When does it change? It can move down but more often than not it moves up. It is predicated on a good number of factors to include broader things like the economy, jobs and household formations. Or more minutely on the classic supply and demand factors set inside of seasonality. And, it is down on a unit type basis. If you are very highly occupied in a specific unit type then you should raise. If you have tons of inventory with little to no demand – you keep the rents neutral. That last sentence might drive you to think you should lower rent. And, in some management companies that would be a true statement. For us, we leave it in place and compete with concession – which we will discuss in a future post.

What is the fastest way to move this line item up-up-up? By being remarkable.

Perspectives

I have left a number of perpectives out of this post and maybe treaded on others – please keep the discussion going in the comments section below. My accounting friends will love you for it and I will thank you for the education.

Your, digging into apartment budgets, multifamily maniac,

M

 

0 Responses

  1. Great easy explanation of market rent. You have perfect timing, too. I just started discussing budgets yesterday in class. Going to share with my students! Thank you!

    1. Thank you. Our goal with this year long odessy is to bring some personality to the numbers. We would love to see you and or your students chime in from time to time.
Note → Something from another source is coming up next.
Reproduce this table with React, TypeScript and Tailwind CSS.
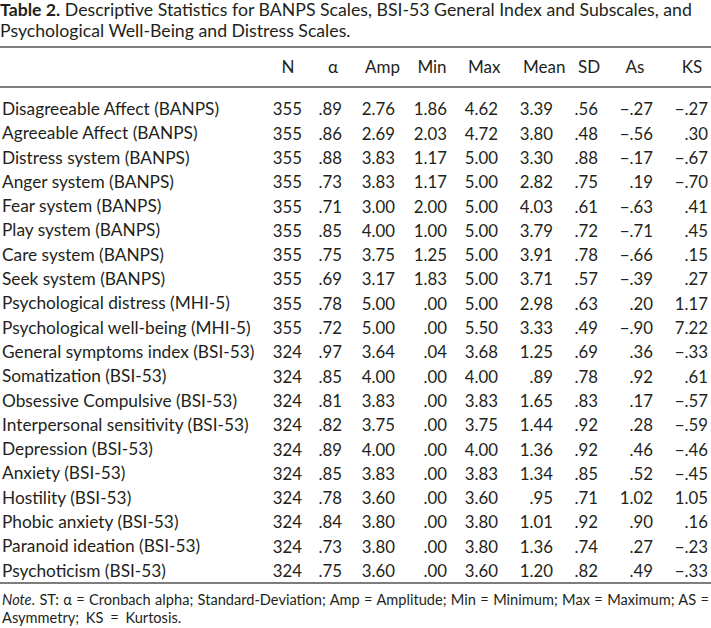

You are always welcome.

      Have a compelling day.

      M

  2. Even though to some the Gross Potential Rent line might mean nothing, I think it provides an analytical tool to identify if your rents are set at the right dollar amount, which really helps from an accounting standpoint to be able to identify how much debt the property can carry, if the property can support monthly expenses, etc. If you don’t have a good starting point to know how much rent you can collect at a property it is difficult to make informed decisions.
     
    If you are renting every unit at market rate to me that would signify that you really need to re-evaluate your market rents and very possibly have the ability to raise the rents and generate more income, which would mean greater cash flow, better payoff to investors, etc.
     
    If you cannot rent even one unit at market rent and are having to give away huge amounts in concessions it lets you know that it is time to consider your rents are too high. Why were they originally set at the amount they were to begin with? Are your market rents in line with the competitors in the market? If so, why are they getting the rent but you are not?
     
    Obviously, you cannot make your decisions for the property based on this one line item  alone but I think it is a great tool to give you that beginning starting point of what the property can actually generate in income, if it is set at the correct dollar amount.
     
    A long time ago I was told something that has stuck with me. Why would you want to set your market rents at a rate that is attainable without much effort, you always want to keep them a little out of reach to make sure that the team at the property is always trying to get that extra dollar and they don’t pass up an opportunity to produce more income just because it’s easy to get the rent listed as it is.

    1. CK – you rock! Thank you for taking the time to add to our Rental Income discussion. 

      You make some very good points. Speaking to the last one – In one of my former lives; we were urged to keep a 10% margin between reality and the top line. 

      Hope to see you back here as we move through this budget discussion.